== Record set ==

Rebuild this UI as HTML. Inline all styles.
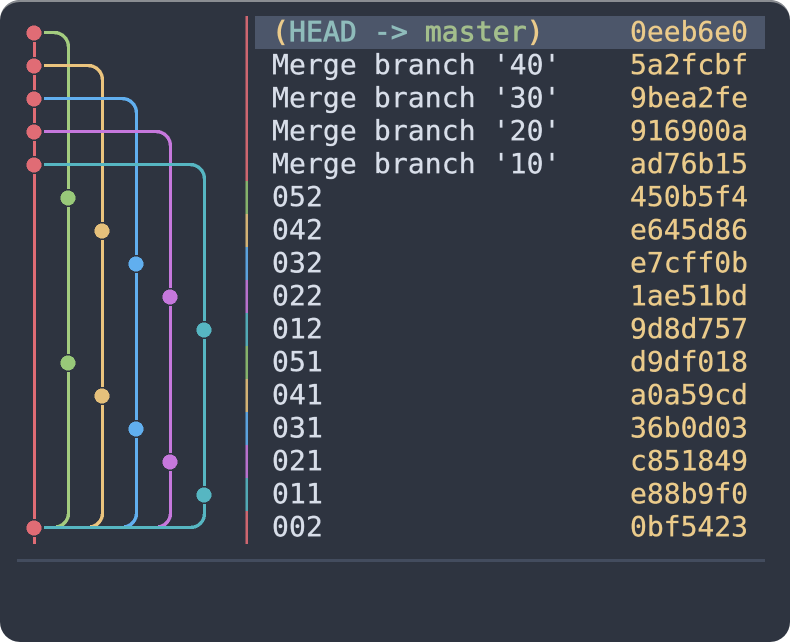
<!DOCTYPE html>
<html><head><meta charset="utf-8">
<style>
html,body{margin:0;padding:0;background:#fff;width:790px;height:642px;overflow:hidden}
#win{position:absolute;left:0;top:0;width:790px;height:642px;background:#2e3440;border-radius:20px;overflow:hidden}
#top{position:absolute;left:0;top:0;width:790px;height:642px;border-radius:20px;box-sizing:border-box;border-top:2px solid #8a8d92;}
#hl{position:absolute;left:255px;top:16px;width:510px;height:33px;background:#4c566a}
#div{position:absolute;left:17px;top:559px;width:748px;height:3px;background:#434c5e}
.r{position:absolute;left:272px;height:33px;margin-top:-1px;letter-spacing:.12px;font:28px/33px "DejaVu Sans Mono","Liberation Mono",monospace;color:#d8dee9;white-space:pre;-webkit-text-stroke:.3px currentColor}
.h{position:absolute;left:630px;height:33px;margin-top:-1px;font:28px/33px "DejaVu Sans Mono","Liberation Mono",monospace;color:#ebcb8b;white-space:pre;-webkit-text-stroke:.3px currentColor}
.b{-webkit-text-stroke:.8px currentColor}
svg{position:absolute;left:0;top:0}
</style></head><body>
<div id="win">
<div id="top"></div>
<div id="hl"></div>
<div id="div"></div>
<svg width="790" height="642" viewBox="0 0 790 642" fill="none" shape-rendering="crispEdges">
<g stroke-width="3.4">
<path d="M54 32.500A14.500 14.500 0 0 1 68.500 47M68.500 514A14 14 0 0 1 56 527" stroke="#a3cc7f"/>
<path d="M88 65.500A14.500 14.500 0 0 1 102.500 80M102.500 514A14 14 0 0 1 90 527" stroke="#ebc47e"/>
<path d="M122 98.500A14.500 14.500 0 0 1 136.500 113M136.500 514A14 14 0 0 1 124 527" stroke="#61afef"/>
<path d="M156 131.500A14.500 14.500 0 0 1 170.500 146M170.500 514A14 14 0 0 1 158 527" stroke="#c678dd"/>
<path d="M190 164.500A14.500 14.500 0 0 1 204.500 179M204.500 513A14 14 0 0 1 190.500 527.500" stroke="#56b6c2"/>
</g>
<g fill="#a3cc7f"><rect x="44" y="31" width="10" height="3"/><rect x="67" y="47" width="3" height="142"/><rect x="67" y="207" width="3" height="147"/><rect x="67" y="372" width="3" height="142"/></g>
<g fill="#ebc47e"><rect x="44" y="64" width="44" height="3"/><rect x="101" y="80" width="3" height="142"/><rect x="101" y="240" width="3" height="147"/><rect x="101" y="405" width="3" height="109"/></g>
<g fill="#61afef"><rect x="44" y="97" width="78" height="3"/><rect x="135" y="113" width="3" height="142"/><rect x="135" y="273" width="3" height="147"/><rect x="135" y="438" width="3" height="76"/></g>
<g fill="#c678dd"><rect x="44" y="130" width="112" height="3"/><rect x="169" y="146" width="3" height="142"/><rect x="169" y="306" width="3" height="147"/><rect x="169" y="471" width="3" height="43"/></g>
<g fill="#56b6c2"><rect x="44" y="163" width="146" height="3"/><rect x="203" y="179" width="3" height="142"/><rect x="203" y="339" width="3" height="147"/><rect x="203" y="504" width="3" height="9"/><rect x="44" y="526" width="147" height="3"/></g>
<g fill="#e06c75"><rect x="33" y="42" width="3" height="15"/><rect x="33" y="75" width="3" height="15"/><rect x="33" y="108" width="3" height="15"/><rect x="33" y="141" width="3" height="15"/><rect x="33" y="174" width="3" height="345"/><rect x="33" y="537" width="3" height="7"/></g>
<g fill="#e06c75"><circle cx="34" cy="33" r="7.500"/><circle cx="34" cy="66" r="7.500"/><circle cx="34" cy="99" r="7.500"/><circle cx="34" cy="132" r="7.500"/><circle cx="34" cy="165" r="7.500"/><circle cx="34" cy="528" r="7.500"/></g>
<g fill="#98c979"><circle cx="68" cy="198" r="7.500"/><circle cx="68" cy="363" r="7.500"/></g>
<g fill="#e5c07b"><circle cx="102" cy="231" r="7.500"/><circle cx="102" cy="396" r="7.500"/></g>
<g fill="#61afef"><circle cx="136" cy="264" r="7.500"/><circle cx="136" cy="429" r="7.500"/></g>
<g fill="#c678dd"><circle cx="170" cy="297" r="7.500"/><circle cx="170" cy="462" r="7.500"/></g>
<g fill="#56b6c2"><circle cx="204" cy="330" r="7.500"/><circle cx="204" cy="495" r="7.500"/></g>
<g opacity=".9" shape-rendering="auto">
<rect x="245.500" y="16" width="2.500" height="165" fill="#e06c75"/>
<rect x="245.500" y="181" width="2.500" height="33" fill="#8fc070"/>
<rect x="245.500" y="214" width="2.500" height="33" fill="#e5c07b"/>
<rect x="245.500" y="247" width="2.500" height="33" fill="#61afef"/>
<rect x="245.500" y="280" width="2.500" height="33" fill="#c678dd"/>
<rect x="245.500" y="313" width="2.500" height="33" fill="#56b6c2"/>
<rect x="245.500" y="346" width="2.500" height="33" fill="#8fc070"/>
<rect x="245.500" y="379" width="2.500" height="33" fill="#e5c07b"/>
<rect x="245.500" y="412" width="2.500" height="33" fill="#61afef"/>
<rect x="245.500" y="445" width="2.500" height="33" fill="#c678dd"/>
<rect x="245.500" y="478" width="2.500" height="33" fill="#56b6c2"/>
<rect x="245.500" y="511" width="2.500" height="33" fill="#e06c75"/>
</g>
</svg>
<div class="r b" style="top:16px"><span style="color:#ebcb8b">(</span><span style="color:#8fbcbb">HEAD -&gt; </span><span style="color:#a3be8c">master</span><span style="color:#ebcb8b">)</span></div><div class="h" style="top:16px">0eeb6e0</div>
<div class="r" style="top:49px">Merge branch '40'</div><div class="h" style="top:49px">5a2fcbf</div>
<div class="r" style="top:82px">Merge branch '30'</div><div class="h" style="top:82px">9bea2fe</div>
<div class="r" style="top:115px">Merge branch '20'</div><div class="h" style="top:115px">916900a</div>
<div class="r" style="top:148px">Merge branch '10'</div><div class="h" style="top:148px">ad76b15</div>
<div class="r" style="top:181px">052</div><div class="h" style="top:181px">450b5f4</div>
<div class="r" style="top:214px">042</div><div class="h" style="top:214px">e645d86</div>
<div class="r" style="top:247px">032</div><div class="h" style="top:247px">e7cff0b</div>
<div class="r" style="top:280px">022</div><div class="h" style="top:280px">1ae51bd</div>
<div class="r" style="top:313px">012</div><div class="h" style="top:313px">9d8d757</div>
<div class="r" style="top:346px">051</div><div class="h" style="top:346px">d9df018</div>
<div class="r" style="top:379px">041</div><div class="h" style="top:379px">a0a59cd</div>
<div class="r" style="top:412px">031</div><div class="h" style="top:412px">36b0d03</div>
<div class="r" style="top:445px">021</div><div class="h" style="top:445px">c851849</div>
<div class="r" style="top:478px">011</div><div class="h" style="top:478px">e88b9f0</div>
<div class="r" style="top:511px">002</div><div class="h" style="top:511px">0bf5423</div>
</div>
</body></html>
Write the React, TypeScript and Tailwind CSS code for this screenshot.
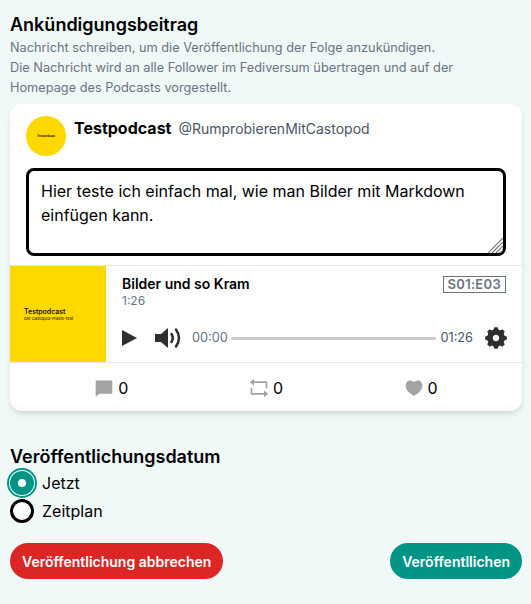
import { RiChat4Fill, RiHeart3Fill, RiRepeatLine, RiSettings5Fill } from "react-icons/ri";

function Stat({ icon, count }: { icon: React.ReactNode; count: number }) {
  return (
    <div className="flex items-center gap-[4px] text-[16px] leading-6 text-black">
      {icon}
      <span>{count}</span>
    </div>
  );
}

export default function App() {
  return (
    <div className="min-h-[604px] bg-[#f0f9f8] pt-[13px] pr-[9px] pl-[10px] font-['Inter',sans-serif] text-black">
      {/* Announcement */}
      <h2 className="text-[18px] leading-[24px] font-semibold">Ankündigungsbeitrag</h2>
      <p className="mt-[1px] text-[12.75px] leading-[20px] text-[#6b7280]">
        Nachricht schreiben, um die Veröffentlichung der Folge anzukündigen.
        <br />
        Die Nachricht wird an alle Follower im Fediversum übertragen und auf der
        <br />
        Homepage des Podcasts vorgestellt.
      </p>

      <div className="mt-[6px] overflow-hidden rounded-xl bg-white shadow-md">
        <div className="flex gap-2 px-4 pt-3">
          <div className="flex h-10 w-10 shrink-0 flex-col items-center justify-center rounded-full bg-[#ffd800]">
            <span className="text-[3px] leading-[4px] font-semibold">Testpodcast</span>
          </div>
          <div className="flex items-baseline gap-[7px]">
            <span className="text-[16px] leading-6 font-bold">Testpodcast</span>
            <span className="text-[14px] leading-5 text-[#4b5563]">@RumprobierenMitCastopod</span>
          </div>
        </div>

        <div className="relative px-4 pt-[12px] pb-[9px]">
          <textarea
            readOnly
            className="block h-[88px] w-full resize-none rounded-lg border-[3px] border-black bg-white px-3 py-[8px] text-[16px] leading-6 outline-none"
            defaultValue="Hier teste ich einfach mal, wie man Bilder mit Markdown einfügen kann."
          />
          {/* resize handle */}
          <svg className="absolute right-[19px] bottom-[12px] h-[15px] w-[15px]" viewBox="0 0 15 15" stroke="#777777" strokeWidth="1.2">
            <path d="M0 15 15 0M4 15 15 4M8 15 15 8M12 15 15 12" />
          </svg>
        </div>

        {/* Player */}
        <div className="flex border-y border-[#e5e7eb]">
          <div className="flex h-24 w-24 shrink-0 flex-col items-start justify-center bg-[#ffd800] pl-[14px]">
            <span className="text-[7px] leading-[8px] font-medium">Testpodcast</span>
            <span className="text-[4px] leading-[5px]">Der Castopod-Praxis-Test</span>
          </div>
          <div className="flex min-w-0 flex-1 flex-col px-4 pt-[10px]">
            <div className="flex items-start justify-between">
              <div>
                <div className="text-[14px] leading-4 font-semibold">Bilder und so Kram</div>
                <div className="mt-[1px] text-[12px] leading-4 text-[#64748b]">1:26</div>
              </div>
              <span className="border border-[#6b7280] px-1 text-[13px] leading-[15px] font-semibold tracking-[0.3px] text-[#6b7280]">
                S01:E03
              </span>
            </div>
            <div className="mt-[16px] flex items-center text-[#2e2e2e]">
              <svg className="h-[16px] w-[15px]" viewBox="0 0 15 16" fill="currentColor">
                <path d="M0 0 15 8 0 16Z" />
              </svg>
              <svg className="ml-[18px] h-[22px] w-[27px]" viewBox="0 0 27 22" fill="currentColor">
                <path d="M0 7H6L13 1V21L6 15H0Z" />
                <path d="M16.5 7Q19 11 16.5 15M21 2.5Q27 11 21 19.5" fill="none" stroke="currentColor" strokeWidth="2.5" strokeLinecap="round" />
              </svg>
              <span className="ml-[10px] text-[12.75px] leading-4 text-[#64748b]">00:00</span>
              <div className="mr-[4px] ml-[3px] h-[3px] flex-1 rounded bg-[#cccccc]" />
              <span className="text-[12.75px] leading-4 text-[#475569]">01:26</span>
              <RiSettings5Fill className="-mr-[3px] ml-[10px] h-[26px] w-[26px]" />
            </div>
          </div>
        </div>

        {/* Actions */}
        <div className="flex h-[48px] items-center justify-around px-[24px] pt-[1px] text-[#9ca3af]">
          <Stat icon={<RiChat4Fill className="h-[20px] w-[20px] text-[#a3a3a3]" />} count={0} />
          <Stat icon={<RiRepeatLine className="h-[20px] w-[20px] text-[#a3a3a3]" />} count={0} />
          <Stat icon={<RiHeart3Fill className="h-[20px] w-[20px] text-[#a3a3a3]" />} count={0} />
        </div>
      </div>

      {/* Publication date */}
      <h3 className="mt-[34px] text-[18px] leading-[24px] font-semibold">Veröffentlichungsdatum</h3>
      <div className="mt-[2px] flex h-6 items-center gap-2">
        <span className="flex h-6 w-6 items-center justify-center rounded-full bg-[#009486] shadow-[0_0_0_1px_white,0_0_0_3px_#009486]">
          <span className="h-2 w-2 rounded-full bg-white" />
        </span>
        <span className="text-[16px] leading-6">Jetzt</span>
      </div>
      <div className="mt-[4px] flex h-6 items-center gap-2">
        <span className="h-6 w-6 rounded-full border-[3px] border-black bg-white" />
        <span className="text-[16px] leading-6">Zeitplan</span>
      </div>

      <div className="mt-[20px] flex items-center justify-between">
        <button className="h-9 rounded-full bg-[#dc2626] px-3 text-[14px] font-semibold text-white">
          Veröffentlichung abbrechen
        </button>
        <button className="h-9 rounded-full bg-[#009486] px-3 text-[14px] font-semibold text-white">
          Veröffentllichen
        </button>
      </div>
    </div>
  );
}
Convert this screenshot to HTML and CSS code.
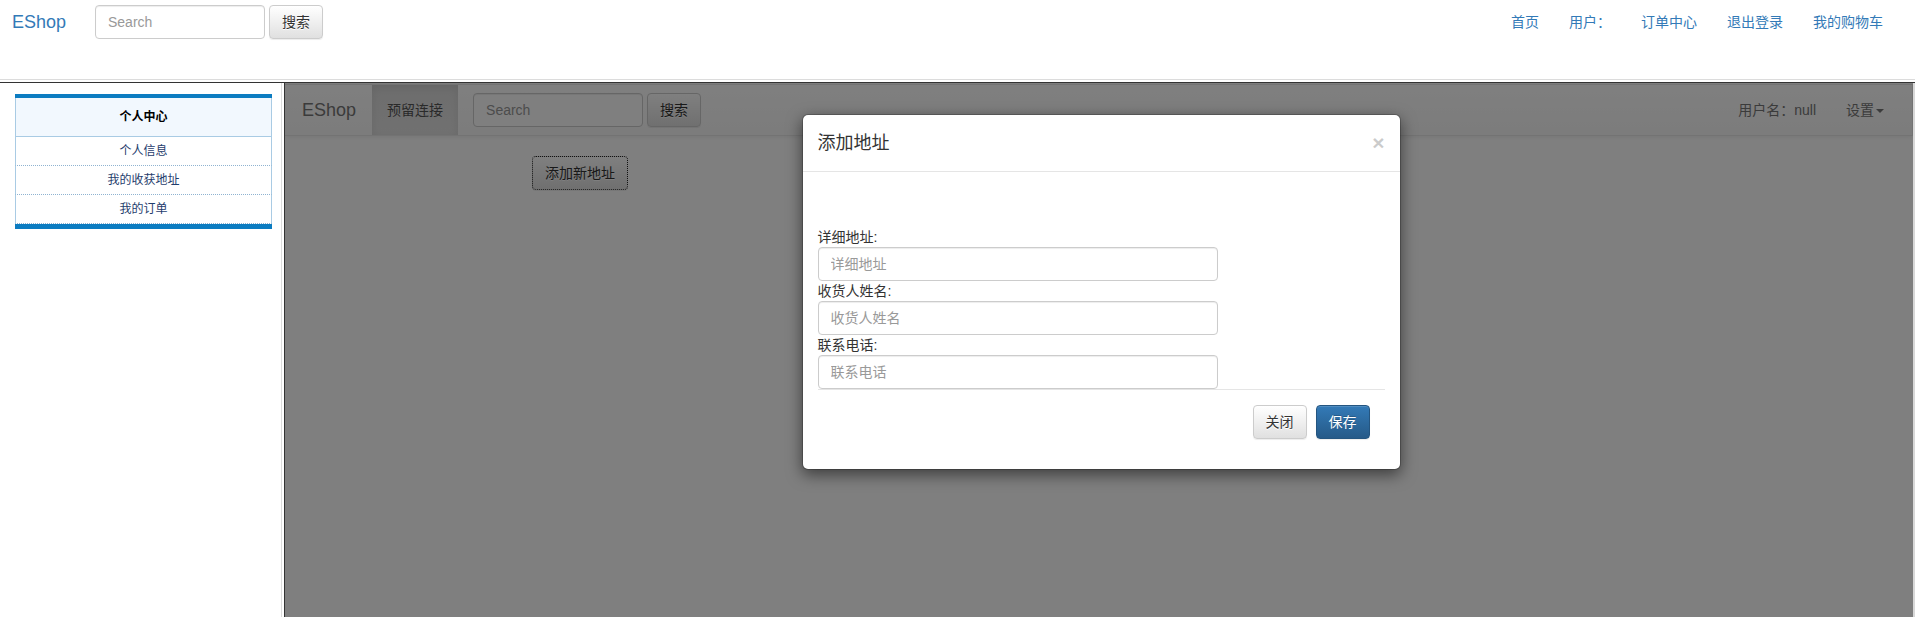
FILE: index.html
```html
<!DOCTYPE html>
<html lang="zh-CN">
<head>
<meta charset="utf-8">
<title>EShop</title>
<link rel="stylesheet" href="styles.css">
</head>
<body>
<div class="page">
  <header class="topbar">
    <div class="toprow">
      <a class="brand" href="#">EShop</a>
      <form class="topsearch">
        <input class="input search-input" type="text" placeholder="Search">
        <button class="btn btn-default" type="button">搜索</button>
      </form>
      <ul class="toplinks">
        <li><a href="#">首页</a></li>
        <li><a href="#">用户：</a></li>
        <li><a href="#">订单中心</a></li>
        <li><a href="#">退出登录</a></li>
        <li><a href="#">我的购物车</a></li>
      </ul>
    </div>
  </header>
  <div class="main">
    <aside class="leftpane">
      <div class="sidebox">
        <div class="sidehead">个人中心</div>
        <a class="sideitem" href="#">个人信息</a>
        <a class="sideitem" href="#">我的收获地址</a>
        <a class="sideitem" href="#">我的订单</a>
      </div>
    </aside>
    <section class="rightpane">
      <nav class="navbar">
        <a class="nav-brand" href="#">EShop</a>
        <a class="nav-item active" href="#">预留连接</a>
        <form class="navbar-form">
          <input class="input search-input" type="text" placeholder="Search">
          <button class="btn btn-default" type="button">搜索</button>
        </form>
        <div class="navbar-right">
          <span class="nav-item">用户名：null</span>
          <a class="nav-item" href="#">设置<span class="caret"></span></a>
        </div>
      </nav>
      <div class="content">
        <button class="btn btn-default btn-focus" type="button">添加新地址</button>
      </div>
      <div class="backdrop"></div>
      <div class="modal-layer">
        <div class="modal">
          <div class="modal-header">
            <h4 class="modal-title">添加地址</h4>
            <button class="close" type="button">×</button>
          </div>
          <form class="modal-body">
            <div class="spacer"></div>
            <label class="field-label">详细地址:</label>
            <input class="input field-input" type="text" placeholder="详细地址">
            <label class="field-label">收货人姓名:</label>
            <input class="input field-input" type="text" placeholder="收货人姓名">
            <label class="field-label">联系电话:</label>
            <input class="input field-input" type="text" placeholder="联系电话">
            <div class="modal-footer">
              <button class="btn btn-default" type="button">关闭</button>
              <button class="btn btn-primary" type="button">保存</button>
            </div>
          </form>
        </div>
      </div>
    </section>
  </div>
</div>
</body>
</html>
```

FILE: styles.css
```css
* { box-sizing: border-box; }
html, body {
  margin: 0;
  padding: 0;
  height: 617px;
  overflow: hidden;
  background: #fff;
  font-family: "Liberation Sans", "Noto Sans CJK SC", sans-serif;
  font-size: 14px;
  line-height: 20px;
  color: #333;
}
a { text-decoration: none; }
ul { list-style: none; margin: 0; padding: 0; }
form { margin: 0; }

.page {
  display: flex;
  flex-direction: column;
  height: 617px;
}

/* ---------- top frame ---------- */
.topbar {
  height: 83px;
  flex: none;
  border-bottom: 1px solid #333;
  box-shadow: inset 0 -2px 0 #fff, inset 0 -3px 0 #dcdcdc;
}
.toprow {
  display: flex;
  align-items: center;
  height: 44px;
  padding-right: 17px;
}
.brand {
  width: 95px;
  padding-left: 12px;
  font-size: 18px;
  line-height: 20px;
  color: #337ab7;
}
.topsearch {
  display: flex;
  gap: 4px;
}
.toplinks {
  display: flex;
  margin-left: auto;
}
.toplinks a {
  display: block;
  padding: 0 15px;
  color: #337ab7;
  font-size: 14px;
  line-height: 20px;
}

/* ---------- form controls ---------- */
.input {
  display: block;
  height: 34px;
  padding: 6px 12px;
  font-family: inherit;
  font-size: 14px;
  line-height: 20px;
  color: #555;
  background: #fff;
  border: 1px solid #ccc;
  border-radius: 4px;
  box-shadow: inset 0 1px 1px rgba(0,0,0,.075);
  outline: none;
}
.input::placeholder { color: #999; }
.search-input { width: 170px; }

.btn {
  display: inline-block;
  height: 34px;
  padding: 6px 12px;
  font-family: inherit;
  font-size: 14px;
  line-height: 20px;
  border: 1px solid transparent;
  border-radius: 4px;
  cursor: pointer;
  white-space: nowrap;
}
.btn-default {
  color: #333;
  background: linear-gradient(to bottom, #fff 0%, #e0e0e0 100%);
  border-color: #ccc;
  text-shadow: 0 1px 0 #fff;
  box-shadow: inset 0 1px 0 rgba(255,255,255,.15), 0 1px 1px rgba(0,0,0,.075);
}
.btn-primary {
  color: #fff;
  background: linear-gradient(to bottom, #337ab7 0%, #265a88 100%);
  border-color: #245580;
  text-shadow: 0 -1px 0 rgba(0,0,0,.2);
  box-shadow: inset 0 1px 0 rgba(255,255,255,.15), 0 1px 1px rgba(0,0,0,.075);
}
.btn-focus {
  border: 1px dotted #222;
}

/* ---------- main frames ---------- */
.main {
  flex: 1;
  display: flex;
  min-height: 0;
}
.leftpane {
  width: 285px;
  flex: none;
  border-right: 1px solid #333;
  box-shadow: inset -2px 0 0 #fff, inset -3px 0 0 #dcdcdc;
  padding: 11px 0 0 15px;
}
.sidebox {
  width: 257px;
  border-top: 4px solid #0c7cc1;
  border-bottom: 5px solid #0c7cc1;
  font-size: 12px;
  line-height: 16px;
}
.sidehead {
  height: 39px;
  display: flex;
  align-items: center;
  justify-content: center;
  background: #f2f8fe;
  border-left: 1px solid #a9cbe4;
  border-right: 1px solid #a9cbe4;
  border-bottom: 1px solid #a9cbe4;
  font-weight: bold;
  color: #000;
}
.sideitem {
  height: 29px;
  display: flex;
  align-items: center;
  justify-content: center;
  border-left: 1px solid #a9cbe4;
  border-right: 1px solid #a9cbe4;
  border-bottom: 1px dotted #8fb3d1;
  color: #1f3d6d;
}

.rightpane {
  flex: 1;
  position: relative;
  overflow: hidden;
  border-right: 2px solid #d8d8d8;
}

.navbar {
  display: flex;
  align-items: flex-start;
  height: 52px;
  margin-top: 1px;
  padding-right: 13px;
  background: linear-gradient(to bottom, #fff 0%, #f8f8f8 100%);
  border: 1px solid #e7e7e7;
  border-left: none;
  box-shadow: inset 0 1px 0 rgba(255,255,255,.15), 0 1px 5px rgba(0,0,0,.075);
}
.nav-brand {
  display: block;
  height: 50px;
  padding: 15px 16px 15px 17px;
  font-size: 18px;
  line-height: 20px;
  color: #777;
}
.nav-item {
  display: block;
  height: 50px;
  padding: 15px;
  color: #777;
  line-height: 20px;
}
.nav-item.active {
  color: #555;
  background: linear-gradient(to bottom, #dbdbdb 0%, #e2e2e2 100%);
  box-shadow: inset 0 3px 9px rgba(0,0,0,.075);
}
.navbar-form {
  display: flex;
  gap: 4px;
  padding: 8px 15px;
}
.navbar-right {
  display: flex;
  margin-left: auto;
}
.caret {
  display: inline-block;
  width: 0;
  height: 0;
  margin-left: 2px;
  vertical-align: middle;
  border-top: 4px solid #777;
  border-right: 4px solid transparent;
  border-left: 4px solid transparent;
}

.content {
  padding: 20px 0 0 247px;
}

.backdrop {
  position: absolute;
  inset: 0;
  background: rgba(0,0,0,.5);
}

.modal-layer {
  position: absolute;
  inset: 0;
  display: flex;
  justify-content: center;
  align-items: flex-start;
  padding: 31px 0 0 4px;
}
.modal {
  width: 599px;
  background: #fff;
  border: 1px solid rgba(0,0,0,.2);
  border-radius: 6px;
  box-shadow: 0 5px 15px rgba(0,0,0,.5);
  background-clip: padding-box;
}
.modal-header {
  display: flex;
  justify-content: space-between;
  align-items: flex-start;
  padding: 15px;
  border-bottom: 1px solid #e5e5e5;
}
.modal-title {
  margin: 0;
  font-size: 18px;
  line-height: 26px;
  font-weight: normal;
  color: #333;
}
.close {
  padding: 0;
  margin-top: 2px;
  background: transparent;
  border: 0;
  font-family: "Liberation Sans", sans-serif;
  font-size: 21px;
  font-weight: bold;
  line-height: 21px;
  color: #000;
  opacity: .2;
  text-shadow: 0 1px 0 #fff;
}
.modal-body {
  padding: 15px;
}
.spacer { height: 40px; }
.field-label {
  display: block;
  height: 20px;
  font-size: 14px;
  line-height: 20px;
  color: #333;
}
.field-input { width: 400px; }
.modal-footer {
  display: flex;
  justify-content: flex-end;
  gap: 9px;
  padding: 15px;
  border-top: 1px solid #e5e5e5;
}
```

===

Report only the number of lines in the data above that contain "screenshot".

2